Entries with page source code
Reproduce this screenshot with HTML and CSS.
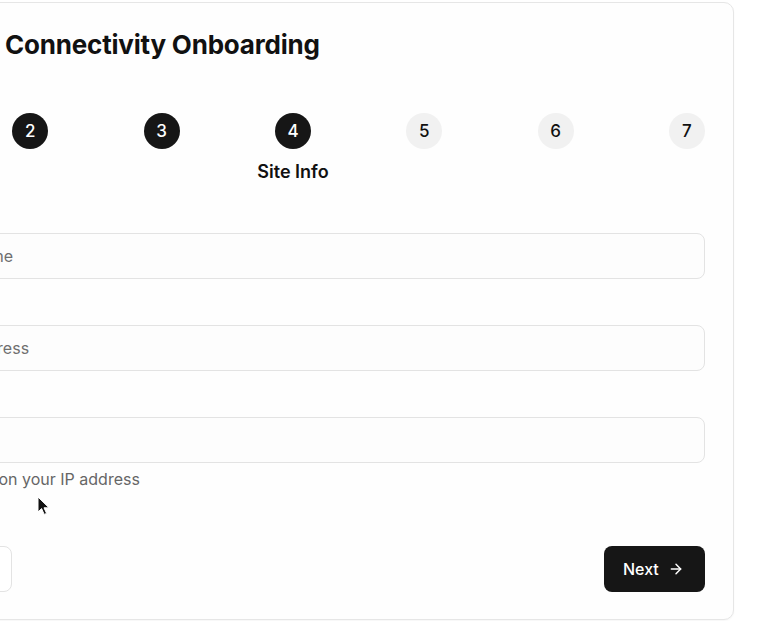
FILE: index.html
```html
<!DOCTYPE html>
<html lang="en">
<head>
<meta charset="utf-8">
<title>Connectivity Onboarding</title>
<link rel="stylesheet" href="styles.css">
</head>
<body>
<main class="card">
  <h1 class="title">Connectivity Onboarding</h1>
  <ol class="steps">
    <li class="step done"><span class="dot">1</span></li>
    <li class="step done"><span class="dot">2</span></li>
    <li class="step done"><span class="dot">3</span></li>
    <li class="step active"><span class="dot">4</span><span class="step-label">Site Info</span></li>
    <li class="step"><span class="dot">5</span></li>
    <li class="step"><span class="dot">6</span></li>
    <li class="step"><span class="dot">7</span></li>
  </ol>
  <form class="form">
    <div class="field">
      <label class="label" for="site">Site</label>
      <input class="input" id="site" type="text" placeholder="Enter site name">
    </div>
    <div class="field">
      <label class="label" for="addr">Addr</label>
      <input class="input" id="addr" type="text" placeholder="Enter the address">
    </div>
    <div class="field">
      <label class="label" for="loc">Loc</label>
      <input class="input" id="loc" type="text">
      <p class="help">Prefilled based on your IP address</p>
    </div>
    <div class="actions">
      <button type="button" class="btn btn-back">Back</button>
      <button type="button" class="btn btn-next">Next
        <svg class="arrow" width="16" height="16" viewBox="0 0 24 24" fill="none" stroke="currentColor" stroke-width="2.2" stroke-linecap="round" stroke-linejoin="round"><path d="M5 12h14"/><path d="M12 5l7 7-7 7"/></svg>
      </button>
    </div>
  </form>
</main>
<svg class="cursor" width="14" height="20" viewBox="0 0 14 20"><path d="M1 1 L1 16 L4.6 12.6 L7.2 18.4 L9.6 17.4 L7 11.8 L12 11.8 Z" fill="#111" stroke="#fff" stroke-width="1"/></svg>
</body>
</html>
```
FILE: styles.css
```css
* { box-sizing: border-box; }
html, body { margin: 0; background: #fff; overflow: hidden; }
body {
  font-family: Inter, "Noto Sans", sans-serif;
  color: #111;
  width: 768px;
  height: 621px;
  position: relative;
}
.card {
  margin: 2px 0 0 -148px;
  width: 882px;
  height: 618px;
  border: 1px solid #e6e6e6;
  border-radius: 10px;
  background: #fefefe;
  padding: 25px 28px 26px 28px;
  display: flex;
  flex-direction: column;
  box-shadow: 0 1px 2px rgba(0,0,0,0.04);
}
.title {
  margin: 0;
  padding-left: 124px;
  font-size: 26px;
  line-height: 34px;
  font-weight: 700;
  letter-spacing: -0.2px;
}
.steps {
  list-style: none;
  margin: 51px 0 0;
  padding: 0;
  display: flex;
  justify-content: space-between;
  height: 70px;
}
.step {
  width: 36px;
  display: flex;
  flex-direction: column;
  align-items: center;
}
.dot {
  width: 36px;
  height: 36px;
  border-radius: 50%;
  display: flex;
  align-items: center;
  justify-content: center;
  font-size: 17px;
  font-weight: 500;
  background: #f1f1f1;
  color: #111;
}
.step.done .dot, .step.active .dot {
  background: #161616;
  color: #fff;
}
.step-label {
  margin-top: 12px;
  white-space: nowrap;
  font-size: 18px;
  line-height: 22px;
  font-weight: 600;
}
.form {
  margin-top: 22px;
  display: flex;
  flex-direction: column;
  gap: 18px;
}
.field {
  display: flex;
  flex-direction: column;
  gap: 8px;
}
.label {
  font-size: 14px;
  line-height: 20px;
  font-weight: 500;
}
.input {
  height: 46px;
  border: 1px solid #e3e3e3;
  border-radius: 8px;
  background: #fdfdfd;
  padding: 0 14px;
  font-family: inherit;
  font-size: 16px;
  color: #111;
}
.input::placeholder { color: #6f6f6f; }
.help {
  margin: -2px 0 0;
  font-size: 16px;
  line-height: 20px;
  color: #666;
}
.actions {
  margin-top: 39px;
  display: flex;
  justify-content: space-between;
}
.btn {
  height: 46px;
  border-radius: 8px;
  font-family: inherit;
  font-size: 16px;
  font-weight: 500;
  display: flex;
  align-items: center;
  cursor: pointer;
}
.btn-back {
  width: 131px;
  background: #fff;
  border: 1px solid #e3e3e3;
  color: #111;
  padding: 0 18px;
}
.btn-next {
  width: 101px;
  background: #161616;
  border: 0;
  color: #fff;
  padding: 0 0 0 19px;
  gap: 9px;
}
.arrow { flex: none; }
.cursor {
  position: absolute;
  left: 37px;
  top: 496px;
}
```
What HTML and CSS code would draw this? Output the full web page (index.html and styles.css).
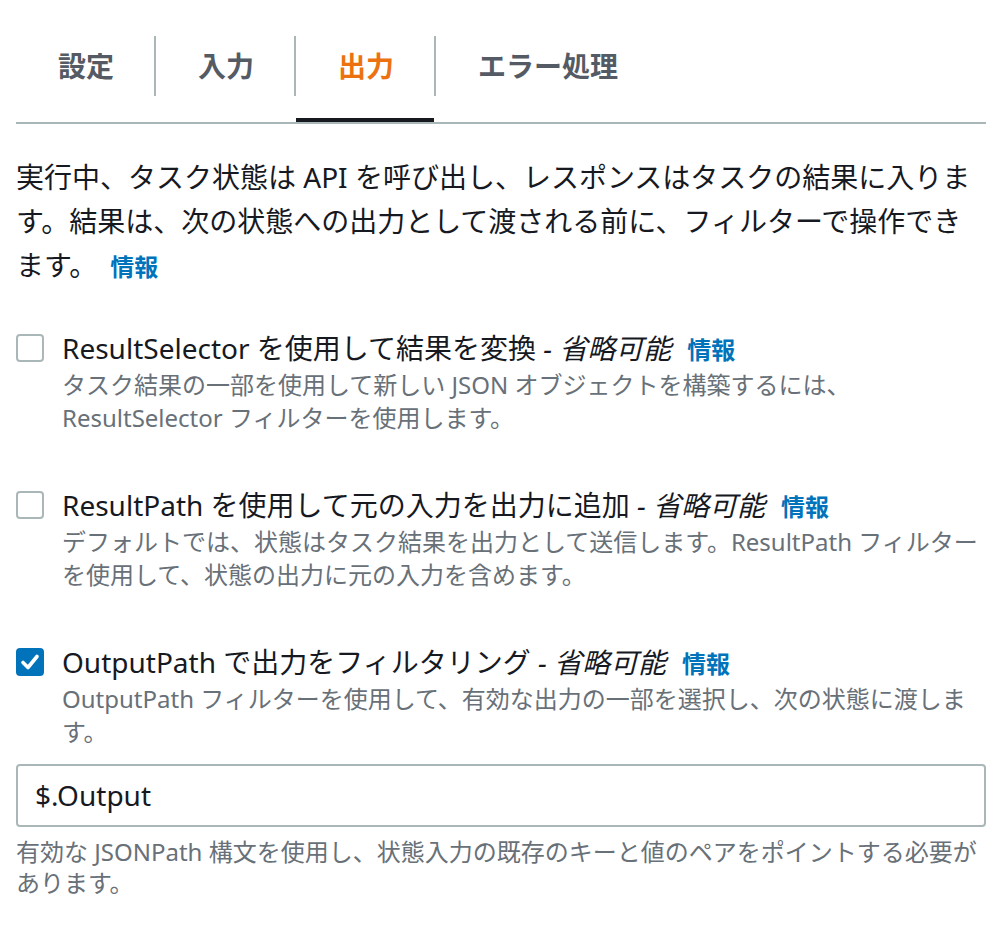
FILE: index.html
```html
<!DOCTYPE html>
<html lang="ja">
<head>
<meta charset="utf-8">
<title>出力</title>
<link rel="stylesheet" href="styles.css">
</head>
<body>
<div class="page">
  <div class="tabs">
    <div class="tab"><span class="tab-label">設定</span></div>
    <div class="tab"><span class="tab-label">入力</span></div>
    <div class="tab active"><span class="tab-label">出力</span></div>
    <div class="tab last"><span class="tab-label">エラー処理</span></div>
  </div>

  <p class="intro">実行中、タスク状態は API を呼び出し、レスポンスはタスクの結果に入ります。結果は、次の状態への出力として渡される前に、フィルターで操作できます。<a class="info info-intro">情報</a></p>

  <div class="option">
    <span class="box"></span>
    <div class="option-body">
      <div class="label">ResultSelector を使用して結果を変換 <i class="opt">- 省略可能</i><a class="info info-label">情報</a></div>
      <div class="desc">タスク結果の一部を使用して新しい JSON オブジェクトを構築するには、ResultSelector フィルターを使用します。</div>
    </div>
  </div>

  <div class="option">
    <span class="box"></span>
    <div class="option-body">
      <div class="label">ResultPath を使用して元の入力を出力に追加 <i class="opt">- 省略可能</i><a class="info info-label">情報</a></div>
      <div class="desc">デフォルトでは、状態はタスク結果を出力として送信します。ResultPath フィルターを使用して、状態の出力に元の入力を含めます。</div>
    </div>
  </div>

  <div class="option">
    <span class="box checked">
      <svg viewBox="0 0 28 28" width="28" height="28"><path d="M7 14.5 L12 19.5 L21 8.5" fill="none" stroke="#ffffff" stroke-width="3.6" stroke-linecap="round" stroke-linejoin="round"/></svg>
    </span>
    <div class="option-body">
      <div class="label">OutputPath で出力をフィルタリング <i class="opt">- 省略可能</i><a class="info info-label">情報</a></div>
      <div class="desc">OutputPath フィルターを使用して、有効な出力の一部を選択し、次の状態に渡します。</div>
    </div>
  </div>

  <div class="field">$.Output</div>
  <div class="hint">有効な JSONPath 構文を使用し、状態入力の既存のキーと値のペアをポイントする必要があります。</div>
</div>
</body>
</html>
```

FILE: styles.css
```css
html, body {
  margin: 0;
  padding: 0;
  background: #ffffff;
}

body {
  font-family: "Noto Sans", "Noto Sans CJK JP", sans-serif;
  color: #16191f;
}

.page {
  padding: 0 16px;
}

.tabs {
  display: flex;
  padding-top: 20px;
  border-bottom: 2px solid #aab7b8;
}

.tab {
  position: relative;
  padding: 16px 0 26px;
  font-size: 28px;
  font-weight: 700;
  color: #545b64;
}

.tab-label {
  display: block;
  line-height: 60px;
  padding: 0 40px 0 42px;
  border-right: 2px solid #aab7b8;
}

.tab.last .tab-label {
  border-right: none;
}

.tab.active {
  color: #ec7211;
}

.tab.active::after {
  content: "";
  position: absolute;
  left: 0;
  right: 2px;
  bottom: 0;
  height: 4px;
  background: #16191f;
}

.intro {
  margin: 31px 0 0;
  font-size: 28px;
  line-height: 44px;
}

.info {
  color: #0073bb;
  font-weight: 700;
  font-size: 24px;
  line-height: 1;
}

.info-intro {
  margin-left: 13px;
}

.info-label {
  margin-left: 16px;
}

.option {
  display: flex;
  align-items: flex-start;
  margin-top: 41px;
}

.option + .option {
  margin-top: 51px;
}

.box {
  flex: none;
  box-sizing: border-box;
  width: 28px;
  height: 28px;
  margin-top: 6px;
  border: 2px solid #aab7b8;
  border-radius: 4px;
  background: #ffffff;
  display: flex;
  align-items: center;
  justify-content: center;
}

.box.checked {
  border: none;
  background: #0073bb;
}

.option-body {
  margin-left: 18px;
  flex: 1;
}

.label {
  font-size: 28px;
  line-height: 40px;
}

.opt {
  font-style: italic;
}

.desc {
  font-size: 24px;
  line-height: 33px;
  color: #687078;
}

.field {
  margin-top: 16px;
  box-sizing: border-box;
  height: 63px;
  border: 2px solid #aab7b8;
  border-radius: 4px;
  padding: 0 17px;
  font-size: 28px;
  line-height: 59px;
  color: #16191f;
}

.hint {
  margin-top: 9px;
  font-size: 24px;
  line-height: 31px;
  color: #687078;
}
```
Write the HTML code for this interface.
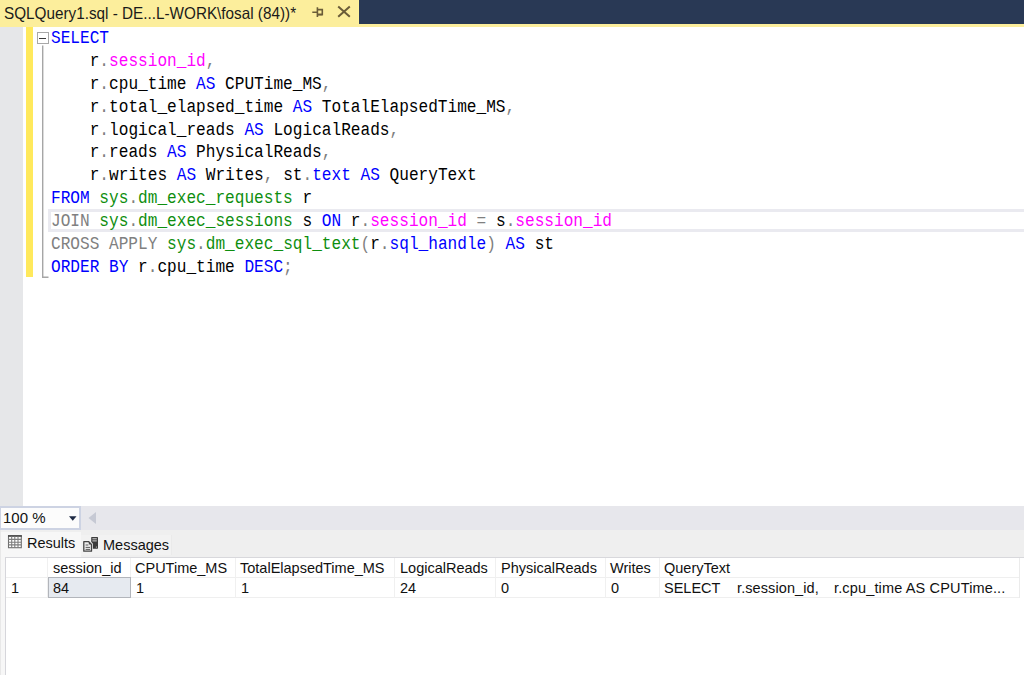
<!DOCTYPE html>
<html><head><meta charset="utf-8">
<style>
*{margin:0;padding:0;box-sizing:border-box}
html,body{width:1024px;height:675px;overflow:hidden;background:#fff;position:relative}
body{font-family:"Liberation Sans",sans-serif}
.abs{position:absolute}
#navy{left:0;top:0;width:1024px;height:24px;background:#293955}
#tabline{left:0;top:24px;width:1024px;height:3px;background:#FCEE9C}
#tab{left:0;top:0;width:359px;height:27px;background:#FCEE9C}
#tabtxt{left:4px;top:3px;font-size:16.5px;line-height:20px;color:#1a1a1a;white-space:pre;transform:scaleX(0.926);transform-origin:0 0}
#gutter{left:0;top:27px;width:23px;height:479px;background:#E6E7E9}
#chbar{left:26px;top:27px;width:7px;height:250px;background:#FFE95C}
#code{left:51px;top:27px;font-family:"Liberation Mono",monospace;font-size:17.5px;line-height:22.87px;transform:scaleX(0.9208);transform-origin:0 0;white-space:pre;color:#000}
.k{color:#0000FF}.g{color:#808080}.m{color:#FF00FF}.s{color:#0E8E0E}
#curline{left:48px;top:209px;width:976px;height:23px;border:3px solid #EAEAF0;border-right:none}
#foldbox{left:37px;top:32px;width:11.5px;height:12px;border:1px solid #A8A8A8;background:#fff}
#foldminus{left:39px;top:38px;width:7px;height:1px;background:#3A3A3A}
#foldline{left:42px;top:46px;width:1px;height:231px;background:#A0A0A0}
#foldend{left:42px;top:277px;width:6px;height:1px;background:#A0A0A0}
#zoombar{left:0;top:506px;width:1024px;height:24px;background:#E7E7EC}
#combo{left:0;top:506px;width:81px;height:23.5px;background:#FCFCFC;border:2px solid #CDD3E3;border-left-width:1px}
#combotxt{left:3px;top:509px;font-size:15px;line-height:17px;color:#111}
#tabsarea{left:0;top:530px;width:1024px;height:27px;background:#EFEFEF}
#restab{left:1px;top:532px;width:80px;height:143px;background:#F7F7F7}
#msgtab{left:81px;top:535px;width:91px;height:20px;background:#F2F2F2;border-right:1px solid #EAEAEA}
#grid{left:5px;top:557px;width:1019px;height:118px;background:#fff;border-left:1px solid #D6D6DB;border-top:1px solid #D8D8DC}
.gt{position:absolute;font-size:14.5px;line-height:17px;color:#111;white-space:pre}
</style></head><body>
<div id="navy" class="abs"></div>
<div id="tabline" class="abs"></div>
<div id="tab" class="abs"></div>
<div class="abs" style="left:358px;top:0;width:1px;height:24px;background:#FFF39A"></div>
<div id="tabtxt" class="abs">SQLQuery1.sql - DE...L-WORK\fosal (84))*</div>
<svg class="abs" style="left:0;top:0" width="359" height="27">
<g stroke="#6A5C38" stroke-width="1.6" fill="none">
<path d="M312.3 12.2H317.5M317.4 7.3V17M317.5 9.6H322.3V14.5H317.5"/>
<path d="M317.5 14.6H322.6" stroke-width="1.8"/>
<path d="M338.2 6.6L349.8 16.8M349.8 6.6L338.2 16.8" stroke-width="2"/>
</g></svg>

<div id="gutter" class="abs"></div>
<div id="chbar" class="abs"></div>
<div id="curline" class="abs"></div>
<div id="foldbox" class="abs"></div>
<div id="foldminus" class="abs"></div>
<svg class="abs" style="left:0;top:0" width="60" height="290"><path d="M42.7 45.5V277.2H48.5" fill="none" stroke="#A6A6A6" stroke-width="1.4"/></svg>
<div id="code" class="abs"><span class="k">SELECT</span>
    r<span class="g">.</span><span class="m">session_id</span><span class="g">,</span>
    r<span class="g">.</span>cpu_time <span class="k">AS</span> CPUTime_MS<span class="g">,</span>
    r<span class="g">.</span>total_elapsed_time <span class="k">AS</span> TotalElapsedTime_MS<span class="g">,</span>
    r<span class="g">.</span>logical_reads <span class="k">AS</span> LogicalReads<span class="g">,</span>
    r<span class="g">.</span>reads <span class="k">AS</span> PhysicalReads<span class="g">,</span>
    r<span class="g">.</span>writes <span class="k">AS</span> Writes<span class="g">,</span> st<span class="g">.</span><span class="k">text</span> <span class="k">AS</span> QueryText
<span class="k">FROM</span> <span class="s">sys</span><span class="g">.</span><span class="s">dm_exec_requests</span> r
<span class="g">JOIN</span> <span class="s">sys</span><span class="g">.</span><span class="s">dm_exec_sessions</span> s <span class="k">ON</span> r<span class="g">.</span><span class="m">session_id</span> <span class="g">=</span> s<span class="g">.</span><span class="m">session_id</span>
<span class="g">CROSS APPLY</span> <span class="s">sys</span><span class="g">.</span><span class="s">dm_exec_sql_text</span><span class="g">(</span>r<span class="g">.</span><span class="k">sql_handle</span><span class="g">)</span> <span class="k">AS</span> st
<span class="k">ORDER BY</span> r<span class="g">.</span>cpu_time <span class="k">DESC</span><span class="g">;</span></div>

<div id="zoombar" class="abs"></div>
<div id="combo" class="abs"></div>
<div id="combotxt" class="abs">100 %</div>

<div id="tabsarea" class="abs"></div>
<div id="restab" class="abs"></div>
<div class="abs" style="left:0;top:530px;width:1px;height:145px;background:#E8E8E8"></div>
<div id="msgtab" class="abs"></div>

<svg class="abs" style="left:0;top:500px" width="110" height="60">
<path d="M69 16.3H76.5L72.75 20.7Z" fill="#1E2A44"/>
<path d="M96 12V24L88.5 18Z" fill="#C6C9D4"/>
<g transform="translate(0,30)">
<rect x="8.5" y="5.7" width="12.8" height="12" fill="#fff" stroke="#6E6E6E" stroke-width="1.1"/>
<rect x="8" y="5.2" width="13.8" height="1.6" fill="#4A4A4A"/>
<path d="M11.7 6.5V17.7M14.8 6.5V17.7M18 6.5V17.7M8.5 9.4H21.3M8.5 12.2H21.3M8.5 14.9H21.3" stroke="#7E7E7E" stroke-width="1.1"/>
</g>
<g transform="translate(0,30)">
<rect x="91.2" y="7" width="6.8" height="11.7" rx="0.6" fill="#3C3C3C"/>
<path d="M92.4 8.8H96.8M92.4 10.9H96.8" stroke="#D8D8D8" stroke-width="1"/>
<circle cx="96.4" cy="17" r="0.6" fill="#E0E0E0"/>
<path d="M83.6 11.4H88.8L91.6 14.2V21.5H83.6Z" fill="none" stroke="#F2F2F2" stroke-width="2.6" stroke-linejoin="round"/>
<path d="M83.8 11.7H88.8L91.5 14.4V21.2H83.8Z" fill="#EDEDED" stroke="#454545" stroke-width="1.3" stroke-linejoin="round"/>
<path d="M88.8 11.7V14.4H91.5Z" fill="#454545"/>
<path d="M85.6 15H88.3M85.6 17.4H90M85.6 19.4H90" stroke="#5A5A5A" stroke-width="1"/>
</g>
</svg>
<div class="gt" style="left:27px;top:535px">Results</div>
<div class="gt" style="left:103px;top:537px">Messages</div>

<div id="grid" class="abs"></div>
<div class="abs" style="left:6px;top:577px;width:1014px;height:1px;background:#EFEFEF"></div>
<div class="abs" style="left:6px;top:597px;width:1014px;height:1px;background:#EFEFEF"></div>
<div class="abs" style="left:47px;top:558px;width:1px;height:40px;background:#F0F0F0"></div>
<div class="abs" style="left:130px;top:558px;width:1px;height:40px;background:#F0F0F0"></div>
<div class="abs" style="left:235px;top:558px;width:1px;height:40px;background:#F0F0F0"></div>
<div class="abs" style="left:394px;top:558px;width:1px;height:40px;background:#F0F0F0"></div>
<div class="abs" style="left:495px;top:558px;width:1px;height:40px;background:#F0F0F0"></div>
<div class="abs" style="left:605px;top:558px;width:1px;height:40px;background:#F0F0F0"></div>
<div class="abs" style="left:659px;top:558px;width:1px;height:40px;background:#F0F0F0"></div>
<div class="abs" style="left:1019px;top:558px;width:1px;height:40px;background:#EBEBEB"></div>
<div class="abs" style="left:48px;top:577px;width:83px;height:21px;background:#E6EAF0;border:1px solid #B2B5BB"></div>

<div class="gt" style="left:53px;top:560px">session_id</div>
<div class="gt" style="left:135px;top:560px">CPUTime_MS</div>
<div class="gt" style="left:240px;top:560px">TotalElapsedTime_MS</div>
<div class="gt" style="left:400px;top:560px">LogicalReads</div>
<div class="gt" style="left:501px;top:560px">PhysicalReads</div>
<div class="gt" style="left:610px;top:560px">Writes</div>
<div class="gt" style="left:664px;top:560px">QueryText</div>
<div class="gt" style="left:11px;top:580px">1</div>
<div class="gt" style="left:53px;top:580px">84</div>
<div class="gt" style="left:136px;top:580px">1</div>
<div class="gt" style="left:241px;top:580px">1</div>
<div class="gt" style="left:400px;top:580px">24</div>
<div class="gt" style="left:501px;top:580px">0</div>
<div class="gt" style="left:611px;top:580px">0</div>
<div class="gt" style="left:664px;top:580px">SELECT</div>
<div class="gt" style="left:737px;top:580px;letter-spacing:0.1px">r.session_id,</div>
<div class="gt" style="left:834px;top:580px;letter-spacing:0.15px">r.cpu_time AS CPUTime...</div>
</body></html>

▶ Work to do:
Reply with one number only, the count of lines above that hold the string "this".

▶ Task result:
3